On November 2, 2012, Steve Morrison, an Examiner on the Commission's staff was appointed to conduct a hearing and to make and issue appropriate findings, conclusions and orders. A notice of hearing on the complaint, which scheduled the hearing dates for January 15 and January 16, 2013, was issued on November 2, 2012.
On November 20, 2012, Pierce County and the Union both filed answers and motions to dismiss alleging, inter alia, that the complaint had failed to state a cause of action. Bertelsen filed her written response in opposition to the motions to dismiss on December 11, 2012. On January 2, 2013, Examiner Morrison converted the hearing date of January 15, 2013 to a prehearing conference for the purpose of allowing the parties to present arguments on their respective motions. The prehearing conference was transcribed. Following the prehearing conference, the parties filed briefs in support of their positions, the last of which was received on February 21, 2013. The filing of responsive briefs was reserved by the parties. On March 3, 2013, Examiner Morrison was notified of the parties' decisions not to file responsive briefs.
On April 8, 2013, Examiner Morrison issued an Order Granting In Part and Holding in Abeyance in Part Motions to Dismiss. Examiner Morrison dismissed Bertelsen's §§ 111.06(1)f and 111.87(1)e, Stats., claims, but allowed Bertelsen's claim that the Union had breached its duty of fair representation relative to her 3-day suspension grievance and her claim that the County had violated the just cause provisions of the collective bargaining agreement to proceed to hearing.

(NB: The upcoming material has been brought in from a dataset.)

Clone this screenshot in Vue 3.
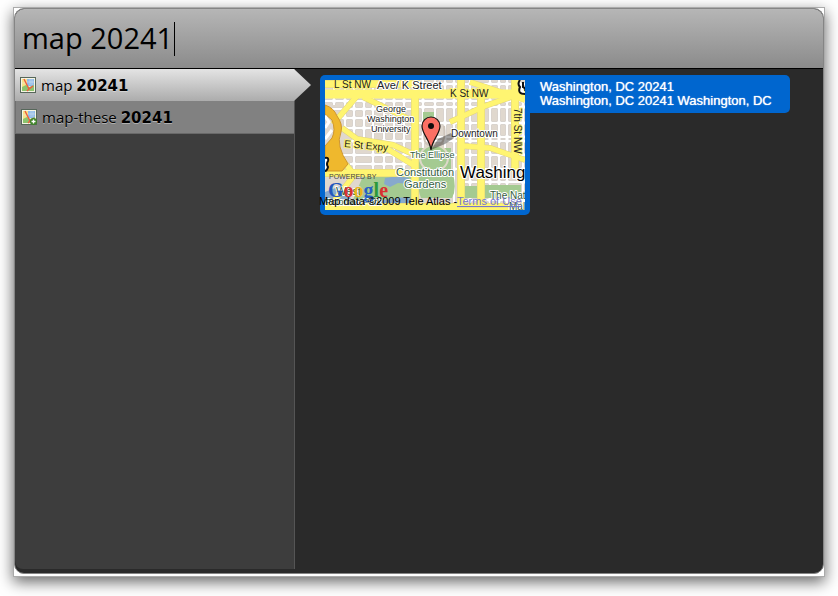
<template>
  <div class="page">
    <div class="frame">
      <main class="panel">
        <header class="command-bar">
          <input v-model="query" class="command-input" type="text" aria-label="Command" spellcheck="false" />
        </header>

        <div class="content">
          <nav class="suggestions">
            <button
              v-for="(item, index) in suggestions"
              :key="item.name"
              type="button"
              class="suggestion"
              :class="{ active: index === selected }"
              @click="selected = index"
            >
              <svg class="icon" viewBox="0 0 16 16">
                <rect x="0.5" y="0.5" width="15" height="15" fill="#f6f5e4" stroke="#56675a" />
                <rect x="2" y="2" width="5" height="8" fill="#f9e287" />
                <rect x="7" y="2" width="7" height="7" fill="#8fb9ea" />
                <path d="M2 10 6 8 9 10 14 8V14H2Z" fill="#8cc46e" />
                <path d="M10 2V8M12 2V8M7 5H14M2 6H7" stroke="#dce8ef" stroke-width="0.5" />
                <path d="M4 2 9 12 13 9M9 12 7 14" fill="none" stroke="#ee5b3e" stroke-width="1.4" />
                <g v-if="item.add">
                  <circle cx="12.5" cy="12.5" r="3.5" fill="#3f8429" />
                  <path d="M10.5 12.5H14.5M12.5 10.5V14.5" stroke="#fff" stroke-width="1.3" />
                </g>
              </svg>
              <span class="name">{{ item.name }} <b>{{ argument }}</b></span>
            </button>
          </nav>

          <section class="preview">
            <div class="map-card">
              <svg class="map" viewBox="0 0 200 130">
                <svg width="200" height="130">
                  <rect width="200" height="130" fill="#e0d8ce" />
                  <!-- side streets -->
                  <path :d="streets" class="street-edge" />
                  <path :d="streets" class="street" />
                  <!-- parks and water -->
                  <path d="M98 32H109V41H98ZM38 96H88V122H27ZM93 94H128Q132 109 127 118H96Q92 108 93 94ZM139 106H153V118H139ZM159 105H196V118H159Z" fill="#a4ca91" />
                  <path d="M94 68H126V92H94Z" fill="#a4ca91" />
                  <path d="M60 98 74 96 84 98V104L73 103 65 107 59 104ZM0 112 18 105 29 124 19 130H0ZM52 121 80 117 87 119V123L61 125Z" fill="#87a9cc" />
                  <ellipse cx="109" cy="78" rx="14" ry="13" fill="#a4ca91" stroke="#ded8c9" stroke-width="2" />
                  <path d="M101 48Q95 66 109 66Q122 66 119 46" fill="none" stroke="#cfc5ba" stroke-width="2" />
                  <!-- main roads -->
                  <path :d="diagonals" class="avenue-edge thin" />
                  <path :d="avenues" class="avenue-edge" />
                  <path :d="diagonals" class="avenue thin" />
                  <path :d="avenues" class="avenue" />
                  <path d="M0 14H200" class="avenue wide" />
                  <path d="M0 25Q9 28 12 36Q18 44 16 52Q13 59 15 67Q17 75 23 84L17 91H0V66L7 58Q11 50 7 40L0 34Z" fill="#efb82d" stroke="#cf962d" />
                  <path d="M0 36 4 42 0 48M0 59 7 50" fill="none" stroke="#fff" stroke-width="3" />
                  <path d="M0 78Q4 77 3 81Q1 84 3 87Q2 91 0 91" fill="#fff" stroke="#111" stroke-width="2" />
                  <path d="M195 0Q192 4 195 7Q192 14 200 14" fill="#fff" stroke="#111" stroke-width="2" />
                  <path d="M198 2V7Q201 8 200 11" fill="none" stroke="#111" stroke-width="2" />

                  <g class="labels">
                    <text
                      v-for="label in labels"
                      :key="label.text"
                      :x="label.x"
                      :y="label.y"
                      :class="label.kind"
                    >{{ label.text }}</text>
                    <text class="small" transform="translate(189 28) rotate(90)">7th St NW</text>
                    <text class="small" transform="translate(19 67) rotate(5)">E St Expy</text>
                  </g>

                  <!-- pin -->
                  <path d="M106 70 113 59 126 53 129 58 120 64Z" fill="#333" opacity="0.45" />
                  <path d="M106 70C105 60 97 54 97 46A9 9 0 0 1 115 46C115 54 107 60 106 70Z" fill="#fb7064" stroke="#17110f" stroke-width="1.2" />
                  <circle cx="106" cy="46" r="3" fill="#100c0b" />

                  <text x="4" y="99" class="powered">POWERED BY</text>
                  <text x="3" y="117" class="google"><tspan fill="#2457bd">G</tspan><tspan fill="#d93131">o</tspan><tspan fill="#e8b51e">o</tspan><tspan fill="#2860c4">g</tspan><tspan fill="#2b983b">l</tspan><tspan fill="#d93131">e</tspan></text>
                </svg>

                <text x="-6" y="125" class="credit">Map data ©2009 Tele Atlas -</text>
                <a href="#terms"><text x="132" y="125" class="credit terms">Terms of Use</text></a>
              </svg>
            </div>
            <p class="place">Washington, DC 20241<br />Washington, DC 20241 Washington, DC</p>
          </section>
        </div>
      </main>
    </div>
  </div>
</template>

<script setup>
import { computed, ref } from 'vue'

const query = ref('map 20241')
const selected = ref(0)

const argument = computed(() => query.value.split(' ').slice(1).join(' '))

const suggestions = [
  { name: 'map', add: false },
  { name: 'map-these', add: true }
]

const streets = [
  'M0 21H200M0 29H90M94 27H200M10 38H90M94 43H200M10 48H88M94 57H200M20 61H200',
  'M16 75H90M130 75H200M25 84H90M130 89H200M134 102H200M138 120H200M0 4H200',
  'M9 0V25M20 0V50M29 0V92M39 0V60M48 0V92M59 0V92M69 0V90M79 0V92',
  'M98 0V68M110 0V43M120 0V68M129 0V130M145 0V130M165 0V130M174 0V130M182 0V130M198 14V130'
].join('')

const avenues = 'M0 4H95M90 14V130M136 0V130M156 15V130M190 0V92M0 93H90M0 127H200'

const diagonals = [
  'M32 16 8 44M38 17 90 42M17 48 32 59 68 65 90 75M56 65 90 86M14 76 27 92',
  'M125 42 160 26 200 12M138 66 165 68 200 80M145 2 200 20M30 94 10 120'
].join('')

const labels = [
  { text: 'L St NW', x: 9, y: 8, kind: 'small' },
  { text: 'Ave/ K Street', x: 52, y: 9, kind: 'street-name' },
  { text: 'K St NW', x: 125, y: 17, kind: 'small' },
  { text: 'George', x: 51, y: 32, kind: 'area' },
  { text: 'Washington', x: 42, y: 42, kind: 'area' },
  { text: 'University', x: 46, y: 52, kind: 'area' },
  { text: 'Downtown', x: 126, y: 57, kind: 'road' },
  { text: 'The Ellipse', x: 85, y: 78, kind: 'area park' },
  { text: 'Constitution', x: 71, y: 96, kind: 'street-name park' },
  { text: 'Gardens', x: 79, y: 108, kind: 'street-name park' },
  { text: 'Washing', x: 135, y: 98, kind: 'city' },
  { text: 'The Nat', x: 165, y: 119, kind: 'road park' },
  { text: 'Mal', x: 184, y: 130, kind: 'road park' },
  { text: 'West', x: 11, y: 115, kind: 'street-name park' },
  { text: 'Potomac Park', x: 0, y: 125, kind: 'area park' }
]
</script>

<style>
body {
  margin: 0;
  background: #fff;
}
</style>

<style scoped>
* {
  box-sizing: border-box;
}

.page {
  display: flex;
  min-height: 100vh;
  padding: 7px 13px 19px;
  font-family: "Open Sans", "Liberation Sans", sans-serif;
  overflow: hidden;
}

.frame {
  display: flex;
  flex: 1;
  padding-bottom: 2px;
  background: #fff;
  border: 1px solid #aaa;
  box-shadow: 0 5px 14px rgba(0, 0, 0, 0.6);
}

.panel {
  display: flex;
  flex: 1;
  flex-direction: column;
  background: #2a2a2a;
  border: 1px solid #858585;
  border-radius: 10px;
  overflow: hidden;
}

.command-bar {
  display: flex;
  align-items: center;
  height: 60px;
  padding: 0 7px;
  background: linear-gradient(#b6b6b6, #8b8b8b);
  border-bottom: 1px solid #000;
}

.command-input {
  width: 153px;
  height: 34px;
  padding: 0 0 2px;
  font-family: inherit;
  font-size: 29px;
  line-height: 32px;
  color: #000;
  background: transparent;
  border: none;
  border-right: 1px solid #000;
  outline: none;
}

.content {
  display: flex;
  flex: 1;
  padding-bottom: 4px;
}

.suggestions {
  flex: 0 0 280px;
  background: #3d3d3d;
  border-right: 1px solid #555;
  border-bottom-left-radius: 8px;
}

.suggestion {
  position: relative;
  display: flex;
  align-items: center;
  gap: 5px;
  width: 100%;
  height: 33px;
  padding: 0 5px;
  font-family: inherit;
  font-size: 15px;
  line-height: 20px;
  color: #000;
  text-align: left;
  background: #818181;
  border: none;
  border-bottom: 1px solid #696969;
  border-left: 1px solid #6e6e6e;
  cursor: pointer;
}

.suggestion.active {
  height: 32px;
  background: linear-gradient(#e4e4e4, #acacac);
  border-bottom: none;
  border-left: none;
}

/* pointer towards the preview */
.suggestion.active::after {
  content: "";
  position: absolute;
  top: 0;
  left: 100%;
  width: 17px;
  height: 100%;
  background: inherit;
  clip-path: polygon(0 0, 100% 50%, 0 100%);
}

.icon {
  width: 16px;
  height: 16px;
}

.name {
  text-shadow: 0 1px 0 rgba(255, 255, 255, 0.4);
}

.name b {
  font-family: "DejaVu Sans", sans-serif;
}

.preview {
  display: flex;
  flex: 1;
  align-items: flex-start;
  padding: 6px 25px;
}

.map-card {
  padding: 5px;
  background: #0066cf;
  border-radius: 5px 0 5px 5px;
}

.map {
  display: block;
  width: 200px;
  height: 130px;
  overflow: visible;
  font-family: "Liberation Sans", sans-serif;
}

.place {
  width: 260px;
  margin: 0;
  padding: 5px 0 5px 10px;
  font-family: "Liberation Sans", sans-serif;
  font-size: 13px;
  line-height: 14px;
  color: #fff;
  text-shadow: 0 0 1px #fff;
  white-space: nowrap;
  background: #0066cf;
  border-radius: 0 5px 5px 0;
}

.street-edge,
.street,
.avenue-edge,
.avenue {
  fill: none;
}

.street-edge {
  stroke: #b3a89d;
  stroke-width: 4;
}

.street {
  stroke: #fff;
  stroke-width: 3;
}

.avenue-edge {
  stroke: #e0d37e;
  stroke-width: 8;
}

.avenue-edge.thin {
  stroke-width: 6;
}

.avenue {
  stroke: #fff571;
  stroke-width: 7;
}

.avenue.thin {
  stroke-width: 5;
}

.avenue.wide {
  stroke-width: 9;
}

.labels text {
  fill: #222;
  stroke: #fff;
  stroke-width: 2px;
  stroke-linejoin: round;
  paint-order: stroke;
}

.labels .small {
  font-size: 10px;
  stroke: #fff571;
}

.labels .area {
  font-size: 9px;
}

.labels .road {
  font-size: 10px;
}

.labels .street-name {
  font-size: 11px;
}

.labels .park {
  fill: #345d40;
}

.labels .city {
  font-size: 17px;
  fill: #000;
}

.powered {
  font-size: 7px;
  fill: #444;
}

.google {
  font-family: "Liberation Serif", serif;
  font-size: 20px;
  font-weight: bold;
}

.credit {
  font-size: 11px;
  fill: #000;
}

.terms {
  fill: #7777cc;
  text-decoration: underline;
}
</style>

Due to the retirement of Examiner Morrison, the case was reassigned to Lauri A. Millot who, on June 12, 2013, was formally appointed to make and issue findings of fact, conclusions of law and order as provided in § 111.07(5), Stats. Hearing on the complaint was held on August 15, 2013 in Ellsworth, Wisconsin. Following hearing, Bertelsen filed a closing statement, Respondents filed a response to Bertelsen's statement and Bertelsen filed a reply statement whereupon the record was closed on October 9, 2013.
Having reviewed the record and being fully advised in the premises, the Examiner makes and issues the following
FINDINGS OF FACT
1. Complainant Carmen J. Bertelsen was employed by Respondent Pierce County as a public health nurse in the Public Health Department. She began her employment with the County in June, 2008, and continued until her employment was terminated effective February 24, 2012.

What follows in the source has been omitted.